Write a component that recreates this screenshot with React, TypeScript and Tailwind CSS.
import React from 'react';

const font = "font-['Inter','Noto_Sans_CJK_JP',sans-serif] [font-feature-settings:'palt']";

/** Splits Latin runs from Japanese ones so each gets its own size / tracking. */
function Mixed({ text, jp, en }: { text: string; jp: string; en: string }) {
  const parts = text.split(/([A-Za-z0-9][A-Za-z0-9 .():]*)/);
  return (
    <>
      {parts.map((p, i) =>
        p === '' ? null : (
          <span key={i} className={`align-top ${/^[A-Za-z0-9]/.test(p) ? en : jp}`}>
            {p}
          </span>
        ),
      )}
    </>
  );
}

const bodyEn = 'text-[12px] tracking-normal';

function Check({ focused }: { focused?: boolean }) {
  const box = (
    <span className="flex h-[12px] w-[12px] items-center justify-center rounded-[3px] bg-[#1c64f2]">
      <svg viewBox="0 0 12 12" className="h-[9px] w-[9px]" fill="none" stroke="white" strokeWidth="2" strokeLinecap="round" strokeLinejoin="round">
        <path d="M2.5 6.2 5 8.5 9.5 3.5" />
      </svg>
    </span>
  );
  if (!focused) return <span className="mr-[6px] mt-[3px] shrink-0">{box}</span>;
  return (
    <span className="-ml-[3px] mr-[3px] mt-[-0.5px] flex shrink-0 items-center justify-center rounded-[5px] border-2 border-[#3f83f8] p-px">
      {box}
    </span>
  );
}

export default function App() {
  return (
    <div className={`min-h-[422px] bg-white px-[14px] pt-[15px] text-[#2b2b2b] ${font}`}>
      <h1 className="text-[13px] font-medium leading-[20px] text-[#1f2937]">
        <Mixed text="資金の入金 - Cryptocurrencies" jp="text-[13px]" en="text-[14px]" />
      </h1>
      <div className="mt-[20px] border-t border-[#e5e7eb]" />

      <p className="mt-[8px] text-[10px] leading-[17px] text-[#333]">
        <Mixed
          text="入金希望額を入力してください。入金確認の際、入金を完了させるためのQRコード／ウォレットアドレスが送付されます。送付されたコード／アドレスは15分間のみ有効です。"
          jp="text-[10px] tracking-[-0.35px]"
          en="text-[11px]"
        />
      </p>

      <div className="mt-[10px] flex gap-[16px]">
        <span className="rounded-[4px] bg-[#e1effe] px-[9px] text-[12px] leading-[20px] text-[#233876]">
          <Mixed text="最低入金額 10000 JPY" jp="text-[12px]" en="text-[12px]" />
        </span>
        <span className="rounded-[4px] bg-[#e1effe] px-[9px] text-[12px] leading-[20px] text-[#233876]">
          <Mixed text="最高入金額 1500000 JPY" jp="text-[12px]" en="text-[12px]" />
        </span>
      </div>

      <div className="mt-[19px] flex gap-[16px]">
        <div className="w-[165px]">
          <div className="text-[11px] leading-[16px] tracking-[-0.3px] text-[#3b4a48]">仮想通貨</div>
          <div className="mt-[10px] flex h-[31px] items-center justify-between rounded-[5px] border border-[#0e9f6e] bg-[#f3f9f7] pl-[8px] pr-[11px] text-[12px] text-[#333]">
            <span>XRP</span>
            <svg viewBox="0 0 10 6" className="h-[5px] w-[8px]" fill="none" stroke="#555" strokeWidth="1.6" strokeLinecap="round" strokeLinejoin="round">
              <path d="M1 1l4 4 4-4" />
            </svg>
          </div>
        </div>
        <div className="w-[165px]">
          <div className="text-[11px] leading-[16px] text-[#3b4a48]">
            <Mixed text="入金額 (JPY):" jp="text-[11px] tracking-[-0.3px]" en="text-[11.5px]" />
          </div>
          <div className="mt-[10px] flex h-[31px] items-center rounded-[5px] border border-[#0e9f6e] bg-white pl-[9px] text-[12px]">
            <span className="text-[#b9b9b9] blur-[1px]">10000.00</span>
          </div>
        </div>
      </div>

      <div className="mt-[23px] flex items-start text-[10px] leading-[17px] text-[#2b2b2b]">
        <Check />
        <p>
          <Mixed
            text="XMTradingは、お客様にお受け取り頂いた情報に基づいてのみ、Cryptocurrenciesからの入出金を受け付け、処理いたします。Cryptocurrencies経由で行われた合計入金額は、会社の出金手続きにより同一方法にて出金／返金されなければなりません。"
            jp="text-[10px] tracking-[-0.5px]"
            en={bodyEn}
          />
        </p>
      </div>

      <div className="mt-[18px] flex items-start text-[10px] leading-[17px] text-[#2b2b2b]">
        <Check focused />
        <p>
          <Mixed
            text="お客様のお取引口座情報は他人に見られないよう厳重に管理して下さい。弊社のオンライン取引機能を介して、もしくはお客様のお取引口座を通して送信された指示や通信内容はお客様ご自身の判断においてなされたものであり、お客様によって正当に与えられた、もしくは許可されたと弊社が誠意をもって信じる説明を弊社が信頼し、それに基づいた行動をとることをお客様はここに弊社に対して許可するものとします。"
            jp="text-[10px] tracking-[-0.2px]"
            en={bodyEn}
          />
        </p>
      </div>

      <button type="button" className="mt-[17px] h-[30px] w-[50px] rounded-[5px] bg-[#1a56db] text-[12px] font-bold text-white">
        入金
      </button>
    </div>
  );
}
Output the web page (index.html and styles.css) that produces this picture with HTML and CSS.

━━━━━━━━━━━━━━━━━━━━

Report only how many lines in the listing contain the string "with".

● **Output for this task**: 2